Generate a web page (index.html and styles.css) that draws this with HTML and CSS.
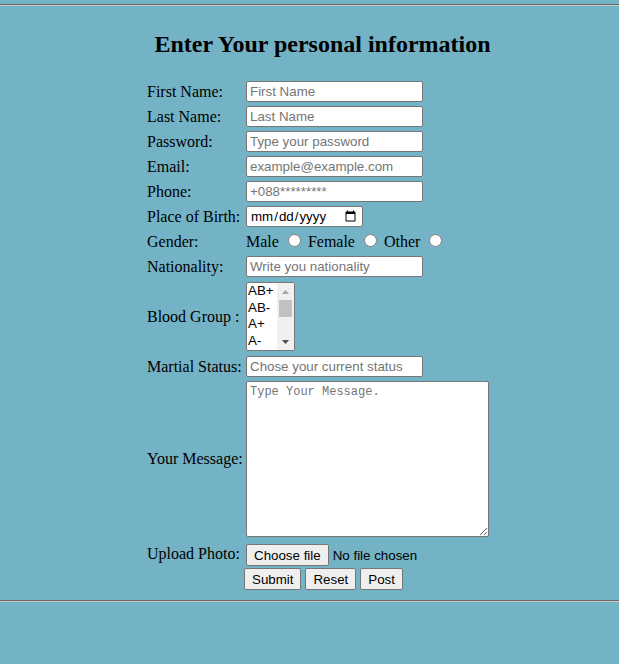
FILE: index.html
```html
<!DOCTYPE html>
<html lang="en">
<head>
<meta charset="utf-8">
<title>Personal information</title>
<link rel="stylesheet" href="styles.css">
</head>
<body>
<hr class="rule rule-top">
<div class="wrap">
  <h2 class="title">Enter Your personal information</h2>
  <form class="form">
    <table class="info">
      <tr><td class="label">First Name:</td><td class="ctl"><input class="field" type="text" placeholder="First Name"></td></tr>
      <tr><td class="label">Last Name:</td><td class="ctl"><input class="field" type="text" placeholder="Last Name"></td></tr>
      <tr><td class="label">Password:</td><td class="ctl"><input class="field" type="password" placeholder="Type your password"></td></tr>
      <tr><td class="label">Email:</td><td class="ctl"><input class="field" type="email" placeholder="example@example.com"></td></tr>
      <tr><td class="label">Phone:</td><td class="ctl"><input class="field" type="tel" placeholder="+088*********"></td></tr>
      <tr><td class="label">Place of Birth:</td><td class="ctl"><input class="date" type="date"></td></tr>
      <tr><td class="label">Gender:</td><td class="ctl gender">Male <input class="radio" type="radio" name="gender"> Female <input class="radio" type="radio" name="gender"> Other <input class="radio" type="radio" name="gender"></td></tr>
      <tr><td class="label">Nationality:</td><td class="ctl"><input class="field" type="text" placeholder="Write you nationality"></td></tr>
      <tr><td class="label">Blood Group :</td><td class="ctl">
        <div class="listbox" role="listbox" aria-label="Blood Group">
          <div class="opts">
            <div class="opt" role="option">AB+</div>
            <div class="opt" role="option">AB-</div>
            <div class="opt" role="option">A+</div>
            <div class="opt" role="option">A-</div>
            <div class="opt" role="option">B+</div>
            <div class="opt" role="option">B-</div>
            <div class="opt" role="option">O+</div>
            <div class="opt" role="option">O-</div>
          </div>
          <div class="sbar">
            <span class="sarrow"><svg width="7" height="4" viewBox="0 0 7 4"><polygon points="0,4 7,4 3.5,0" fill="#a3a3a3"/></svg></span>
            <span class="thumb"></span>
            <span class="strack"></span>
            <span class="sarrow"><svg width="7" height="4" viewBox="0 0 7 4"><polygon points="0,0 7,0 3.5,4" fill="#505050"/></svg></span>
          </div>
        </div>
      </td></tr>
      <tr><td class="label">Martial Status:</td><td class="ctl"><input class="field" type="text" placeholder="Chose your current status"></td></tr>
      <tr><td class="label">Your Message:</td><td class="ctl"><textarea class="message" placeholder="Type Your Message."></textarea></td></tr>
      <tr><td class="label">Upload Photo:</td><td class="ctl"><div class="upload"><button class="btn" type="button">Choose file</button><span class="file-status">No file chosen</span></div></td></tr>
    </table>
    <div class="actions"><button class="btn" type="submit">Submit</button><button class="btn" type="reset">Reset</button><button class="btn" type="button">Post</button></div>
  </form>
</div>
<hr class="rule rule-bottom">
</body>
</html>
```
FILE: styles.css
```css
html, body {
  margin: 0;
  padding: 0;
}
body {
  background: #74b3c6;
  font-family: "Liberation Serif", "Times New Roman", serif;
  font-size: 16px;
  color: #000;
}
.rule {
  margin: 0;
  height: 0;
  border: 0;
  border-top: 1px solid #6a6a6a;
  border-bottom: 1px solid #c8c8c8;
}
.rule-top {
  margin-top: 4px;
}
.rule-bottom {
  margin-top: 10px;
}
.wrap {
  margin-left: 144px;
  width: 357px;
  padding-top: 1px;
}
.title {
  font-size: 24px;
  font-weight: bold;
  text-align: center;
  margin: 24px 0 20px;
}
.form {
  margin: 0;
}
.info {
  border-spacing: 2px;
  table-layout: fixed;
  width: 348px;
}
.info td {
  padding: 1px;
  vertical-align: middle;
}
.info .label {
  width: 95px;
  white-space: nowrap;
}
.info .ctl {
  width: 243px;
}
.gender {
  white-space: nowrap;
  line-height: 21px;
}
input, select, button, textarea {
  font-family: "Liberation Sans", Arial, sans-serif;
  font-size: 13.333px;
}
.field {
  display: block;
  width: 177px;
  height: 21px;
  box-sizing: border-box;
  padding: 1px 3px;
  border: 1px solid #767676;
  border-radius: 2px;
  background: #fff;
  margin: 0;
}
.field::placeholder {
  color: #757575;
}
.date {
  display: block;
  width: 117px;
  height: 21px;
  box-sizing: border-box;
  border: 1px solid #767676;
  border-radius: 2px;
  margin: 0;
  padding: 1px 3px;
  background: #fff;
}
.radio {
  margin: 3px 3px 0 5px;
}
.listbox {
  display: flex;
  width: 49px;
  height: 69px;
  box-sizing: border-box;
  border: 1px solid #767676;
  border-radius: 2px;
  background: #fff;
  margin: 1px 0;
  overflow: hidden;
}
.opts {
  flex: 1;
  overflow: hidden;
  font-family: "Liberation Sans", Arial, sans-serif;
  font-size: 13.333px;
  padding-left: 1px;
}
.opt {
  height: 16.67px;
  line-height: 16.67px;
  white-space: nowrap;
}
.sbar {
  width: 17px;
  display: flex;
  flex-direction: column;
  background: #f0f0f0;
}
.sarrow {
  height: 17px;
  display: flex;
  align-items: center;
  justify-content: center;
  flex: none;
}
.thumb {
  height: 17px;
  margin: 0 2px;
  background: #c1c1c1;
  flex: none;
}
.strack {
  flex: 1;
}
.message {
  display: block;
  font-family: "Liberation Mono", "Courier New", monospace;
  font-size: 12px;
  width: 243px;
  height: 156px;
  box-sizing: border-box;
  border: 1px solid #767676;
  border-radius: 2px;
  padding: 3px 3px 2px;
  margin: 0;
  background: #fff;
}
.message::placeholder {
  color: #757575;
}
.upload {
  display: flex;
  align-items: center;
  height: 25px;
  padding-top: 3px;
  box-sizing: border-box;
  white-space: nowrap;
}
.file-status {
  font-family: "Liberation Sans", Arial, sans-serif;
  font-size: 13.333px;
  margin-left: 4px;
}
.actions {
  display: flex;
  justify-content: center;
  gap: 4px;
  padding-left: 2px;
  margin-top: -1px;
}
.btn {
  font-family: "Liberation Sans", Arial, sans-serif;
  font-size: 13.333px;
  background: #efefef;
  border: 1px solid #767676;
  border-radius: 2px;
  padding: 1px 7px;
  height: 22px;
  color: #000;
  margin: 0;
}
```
=======
Problem description: Scan the data above and copy every line with "index" in it.

Complete answer:
Generate a web page (index.html and styles.css) that draws this with HTML and CSS.
FILE: index.html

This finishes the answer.